[Avodah] An old Pshat and a Question About Milchig on Shavuos

Micha Berger micha at aishdas.org
Tue Jun 17 08:56:44 PDT 2008


On Sun, Jun 15, 2008 at 06:22:32AM -0400, Samuel Svarc wrote:
: I must say that I'm very surprised. "Not reality"? When you bite into a
: fruit tree's bark you taste any fruity flavors? It was a direct command from
: HKB"H that in reality was disobeyed. If you eliminate the freewill from the
: malachim then instead you're saying that HKB"H is the one who fights with
: himself...

First, it's not we who are eliminating free will, it's baalei mesorah
of significant gravis.

Second, the question of evedence would not be whether we currently have
trees that taste like their fruit (other than esrog trees, which I can
tell you firsthand -- the leaves at least taste like esrogim). It's
whether somsone who might have tasted apple bark had the mal'akhim
complied would have experienced the same taste as from apples.

Third, the medrash as generally explained is that it's about the gap
between an ideal universe and this one. That gap is pinned on the
mal'akhim rebelling, but that could all be part of the mashel -- the
nimshal need only have a gap. Perhaps even we can say that the need for
a gap between real and ideal is why Hashem sends mal'akhim rather than
doing everything Himself.

Similarly, the trees may ideally taste like the fruit, and that is part
of the general gap between real and ideal. Or, the whole subject of tree
tastes could be a stand-in for the mashal's point.

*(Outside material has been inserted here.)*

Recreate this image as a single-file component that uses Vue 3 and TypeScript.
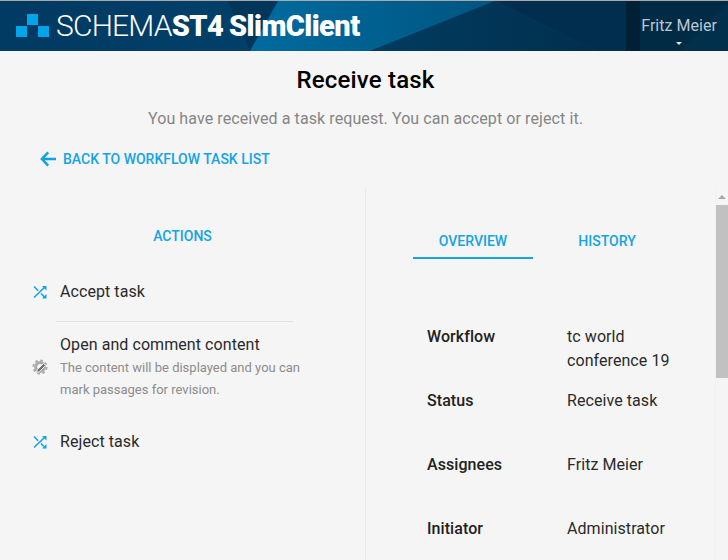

Aside from the Maharal's nimshal whose "teaser" was already posted by RAF
<http://www.aishdas.org/avodah/vol25/v25n222.shtml#07>, here's R' Kook's
take (Orot haTeshuva 6:7; trans. B. Z. Bokser, The Lights of Penitence in
"Rabbi Abraham Isaac Kook," published by Paulist Press in the "Classics
of Western Spirituality" series):
> At the inception of creation it was intended that the tree have the same
> taste as the fruit. All the supportive actions that sustain any general
> worthwhile spiritual goal should by right be experienced in the soul with
> the same feeling of elation and delight as the goal itself is experienced
> when we envision it. But earthly existence, the instability of life,
> the weariness of the spirit when confined in a corporate frame brought
> it about that only the fruition of the final step, which embodies the
> primary ideal, is experienced in its pleasure and splendor. The trees
> that bear the fruit, with all their necessity for the growth of the fruit
> have, however, become coarse matter and have lost their taste. This is
> the failing of the "earth" because of which it was cursed when Adam was
> also cursed for his sin.

The difference between the Maharal and RAYK is slight, and possibly not
in their understanding of the medrash as much as RAYK is building on
his general take on the non-reality of chol and gashmiyus.

Tir'u baTov!
-Micha

-- 
Micha Berger             A person must be very patient
micha at aishdas.org        even with himself.